GOAL — List each line of the data that holds the string "components".

COLLECTED MATERIAL —
_ _ _ _

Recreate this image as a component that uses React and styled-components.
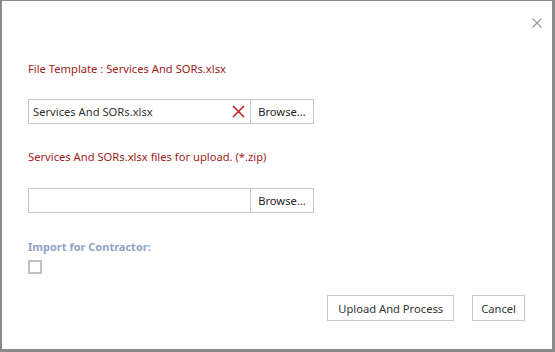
import styled, { createGlobalStyle } from 'styled-components';

const GlobalStyle = createGlobalStyle`
  html, body {
    margin: 0;
    padding: 0;
    background: #8a8a8a;
  }
  body {
    font-family: "Noto Sans", "Open Sans", sans-serif;
  }
`;

export default function App() {
  return (
    <>
      <GlobalStyle />
      <Modal>
        <Header>
          <CloseButton aria-label="Close">
            <svg width="10" height="10" viewBox="0 0 10 10">
              <path d="M0.5 0.5 L9.5 9.5 M9.5 0.5 L0.5 9.5" stroke="#9a9a9a" strokeWidth="1.1" fill="none" />
            </svg>
          </CloseButton>
        </Header>
        <Body>
          <Notice>File Template : Services And SORs.xlsx</Notice>
          <FileRow $top={22}>
            <FileField>
              <FileName>Services And SORs.xlsx</FileName>
              <ClearIcon aria-label="Clear">
                <svg width="13" height="13" viewBox="0 0 13 13">
                  <path d="M1 1 L12 12 M12 1 L1 12" stroke="#c0262c" strokeWidth="1.7" fill="none" />
                </svg>
              </ClearIcon>
            </FileField>
            <BrowseButton>Browse...</BrowseButton>
          </FileRow>
          <Notice $top={25}>Services And SORs.xlsx files for upload. (*.zip)</Notice>
          <FileRow $top={23}>
            <FileField />
            <BrowseButton>Browse...</BrowseButton>
          </FileRow>
          <FieldLabel>Import for Contractor:</FieldLabel>
          <CheckBox />
        </Body>
        <Footer>
          <ActionButton>Upload And Process</ActionButton>
          <ActionButton $pad={8}>Cancel</ActionButton>
        </Footer>
      </Modal>
    </>
  );
}

const Modal = styled.div`
  box-sizing: border-box;
  margin: 1px 3px 0 2px;
  height: 348px;
  background: #ffffff;
  display: flex;
  flex-direction: column;
`;

const Header = styled.div`
  display: flex;
  justify-content: flex-end;
  padding: 17px 10px 0 0;
  height: 28px;
  box-sizing: border-box;
`;

const CloseButton = styled.button`
  border: none;
  background: none;
  padding: 0;
  width: 10px;
  height: 10px;
  display: flex;
  cursor: pointer;
`;

const Body = styled.div`
  display: flex;
  flex-direction: column;
  align-items: flex-start;
  padding: 0 0 0 26px;
`;

const Notice = styled.div`
  margin-top: ${(p) => p.$top || 32}px;
  font-size: 11.2px;
  line-height: 16px;
  color: #a01c1c;
`;

const FileRow = styled.div`
  margin-top: ${(p) => p.$top}px;
  display: flex;
  height: 25px;
  border: 1px solid #c8c8c8;
  box-sizing: border-box;
  width: 286px;
`;

const FileField = styled.div`
  flex: 1;
  display: flex;
  align-items: center;
  padding: 0 4px;
  min-width: 0;
`;

const FileName = styled.span`
  flex: 1;
  font-size: 11.2px;
  color: #333;
`;

const ClearIcon = styled.span`
  display: flex;
  margin-right: 1px;
`;

const BrowseButton = styled.button`
  width: 63px;
  border: none;
  border-left: 1px solid #c8c8c8;
  background: #fff;
  font-family: inherit;
  font-size: 11.2px;
  color: #222;
  padding: 0;
`;

const FieldLabel = styled.div`
  margin-top: 26px;
  font-size: 11px;
  font-weight: 700;
  line-height: 16px;
  color: #8ea3c3;
`;

const CheckBox = styled.span`
  margin-top: 5px;
  width: 14px;
  height: 14px;
  box-sizing: border-box;
  border: 2px solid #c2c2c2;
  background: #fff;
`;

const Footer = styled.div`
  display: flex;
  justify-content: flex-end;
  gap: 18px;
  padding: 21px 27px 0 0;
`;

const ActionButton = styled.button`
  height: 26px;
  padding: 0 ${(p) => p.$pad || 10}px;
  border: 1px solid #c8c8c8;
  background: #fff;
  font-family: inherit;
  font-size: 11.2px;
  color: #333;
`;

_ _ _ _

THE REPLY —
Recreate this image as a component that uses React and styled-components.
import styled, { createGlobalStyle } from 'styled-components';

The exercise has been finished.